4.2.2. Les prédispositions à être un aidant naturel.

Il y a de toute évidence différentes conditions qui prédisposent, pour ne pas dire vulnérabilisent, un membre d’une famille pour qu’il devienne un aidant naturel.

La première est certainement la proximité géographique et la plus proche est celle que connaît le conjoint.

Dans le cas du conjoint, outre la proximité, c’est le lien marital qui semble jouer mais il est des situations où bien que le patient soit marié, c’est un enfant qui s’occupera de l’Alzheimérien.

Quand c’est un enfant, la proximité géographique joue très souvent mais alors nous ne pouvons pas nous empêcher de nous demander pourquoi tel ou tel enfant est resté proche de ses parents et ce, qu’il soit un enfant unique ou non d’ailleurs.

Dans une autre lecture, les psychanalystes lient cette désignation à l’histoire de la famille et plus particulièrement à des mécanismes inconscients qui jouent entre les protagonistes. René Kaës nous parle d’un pacte inconscient qui unit l’aidant et l’aidé. Il l’a appelé : le pacte dénégatif. Il écrit (Kaës, R., 1989) 67 : « Un tel pacte soutient le lien par l’accord inconscient conclu entre ses sujets sur le refoulement, le déni ou le rejet des motions insoutenables motivées par le lien. ». Montrant combien cet accord inconscient, fait de liens affectifs, est un non-lien et donc paradoxalement un lien très fort, il affirmera que le pacte dénégatif est un « Pacte sur l’inconnu : la non-expérience, le non-lien »

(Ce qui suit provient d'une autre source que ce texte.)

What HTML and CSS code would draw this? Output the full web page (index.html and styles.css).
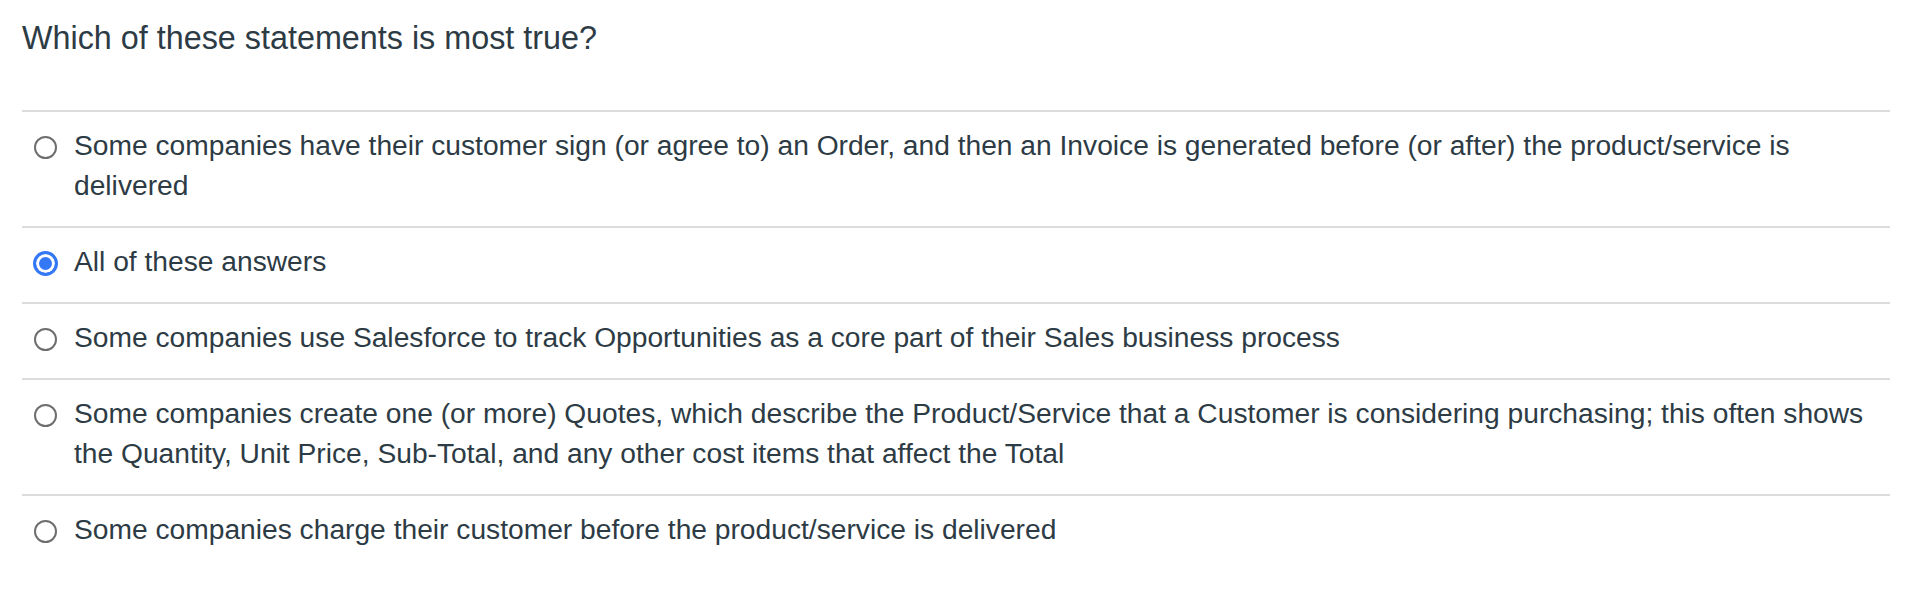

Ce pacte prend appui, nous dit R. Kaës, sur ce que P. Aulagnier a décrit, au sein de la famille, comme étant le contrat narcissique. Ce contrat est celui que passent les parents avec l’enfant à naître. Ainsi chaque nouveau-né doit continuer la lignée familiale mais selon un modèle singulier qui lui est assigné par le contrat narcissique. P. Aulagnier (1975) 68  écrit : « Le contrat narcissique s’établit grâce au préinvestissement par l’ensemble de l’infans comme voix future qui prendra la place qu’on lui désigne : il dote par anticipation du rôle de sujet du groupe qu’il projette sur lui. (…) Dès lors le sujet pourra, sans jamais y réussir complètement, établir une identité entre possibilité de pérennité de l’ensemble et désir de pérennité de l’individu. »

Le pacte dénégatif est « le complément et la contre-face » du contrat narcissique précise R. Kaës. Ce pacte a donc pour objet de maintenir le lien entre les membres d’une famille mais il doit résister à l’usure du temps, à l’amplification des troubles du comportement, à l’intrusion des professionnels, ce qui, vous en conviendrez, peut être une gageure. Maintenir le lien alors que rien ne semble plus le tenir du côté de l’Alzheimérien, peut expliquer la démission de l’aidant naturel mais alors il va connaître les affres de la « dé-liaison ». Il est malheureusement de nombreuses situations où l’intervention des professionnels, alors qu’elle se veut aidante, va se solder par la mise en place de mécanismes de dé-liaison. Les professionnels créent alors beaucoup plus de souffrance que de soulagement puisque l’aidant ne peut, même a minima, accomplir sa tâche et l’Alzheimérien, lui, ne reçoit plus cette aide. Un tel résultat est souvent celui fâcheusement obtenu à l’issue d’un placement en institution où les gens avaient pourtant été accueillis avec beaucoup de bienveillance...

N’étant pas spécialiste en la matière nous arrêterons-là nos réflexions quant à la prédisposition d’un sujet à endosser le rôle d’aidant pour revenir à sa mission dans une lecture interactionnelle. Lire la mission de l’aidant comme une mission de régulation de crise et non plus comme une aide qu’une personne pense devoir apporter à un membre de sa famille, nous incline à nous interroger sur la notion de crise mais alors comme étant le fait d’un individu ou d’un groupe familial.

Notes
67.

Kaës, R., « Le pacte dénégatif dans les ensembles transubjectifs », 1989.

68.

Aulagnier, P., « La violence de l’interprétation », 1975.